There are complex op-amp circuits to do multiplication and division.

All these math operations gave the op amp its name, "operational amplifier." These things have been doing math operations since before World War II.

So, if you accept that math operations might be important in circuits, exactly how does it get done? It is with an integrated circuit, typically the LM324, which has four op amps in a 14-pin package for $.18 if you purchase 100. So, you see, you can have math in your circuit cheaply!

Before I show you the schematics for these neat math functions, let's go over some limits to the op amp. The two supply pins, + and -, must "bracket" the voltages you are calculating on. For example, if all your voltages are above ground, the minus pin can be ground. But if you have some negative voltages, or a difference can give a negative result, you connect the minus pin to -15V. Typically, your op amp is powered by 5V or 9V or 15V with the minus pin at ground, or you power it with +15V and -15V.

Another limit is speed. The output of the op amp takes some microseconds to get from one answer to another.

Another limit is accuracy. There are two inputs to an op amp, and the critical property is that they can be "out of balance" or "offset" by .003V, which is really a pretty tiny voltage. Another accuracy limit is that the inputs each need a little current, like .04 microamps, a tiny current indeed. But you can get an FET-input op amp that needs just .002 microamps.

Just before I show the schematics, let me say that only the smartest .001% of people can come up with the schematics just by thinking about them, and I am not one of these. Everyone else has to look up examples of what these smart people have done in the past. There are whole books published that have op-amp schematics.

The first three schematics just have gain: gain=1, gain negative, and gain positive.
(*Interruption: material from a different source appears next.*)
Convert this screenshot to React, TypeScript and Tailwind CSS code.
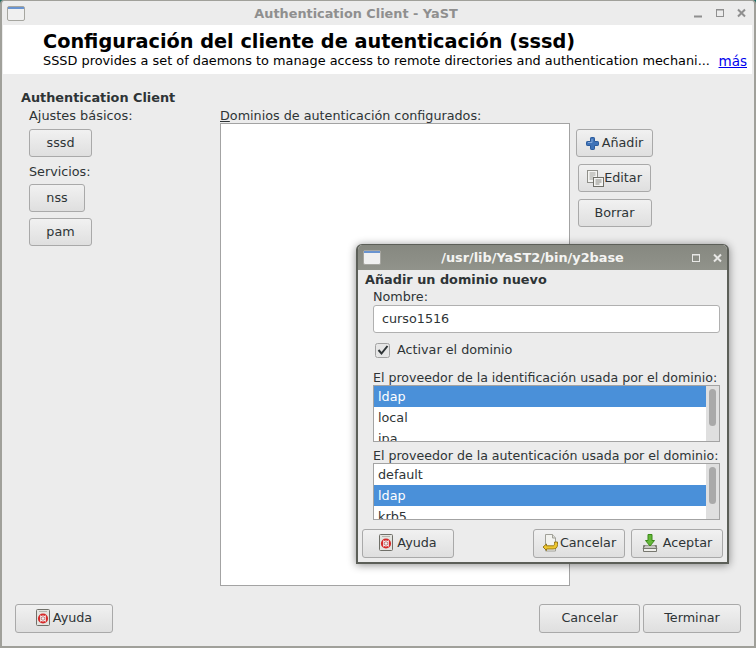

The last two schematics are operations: subtraction and addition. If these circuits look complex, they really aren't when you use surface-mount parts.

The little squiggle-line is a resistor, and the three-line triangle is ground.

The algebra to prove that the positive-gain circuit works is shown. There is algebra for each circuit, and it is really neat to see it work out.

The photo above shows an op amp, IC1, in a solderless, nylon breadboard with six LEDs and other parts. The maker of this circuit has done a neat job. Normal breadboarded circuits have long leads on the components and do not utilize the cheap surface-mount parts.

Typical op amps: 741, LM324. Texas Instruments has an amazing, new, $2.70 dual op amp, OPA1662. It is bipolar input and has low noise. It is great for low-noise audio. The slew rate is 17V/us!

It is possible for hobbyists to make their own op amp from transistors, with some guidance about the circuit design. You aren't stuck using integrated circuits, you can make your own. Combining JFETs at the input with BJT for the rest can get amazing performance. The only drawback is input offset voltage. But you can even add an "oven" to stabilize the input JFETs' temperatures, and trim Vio to zero. This would be a major project, worthy of a science-fair project.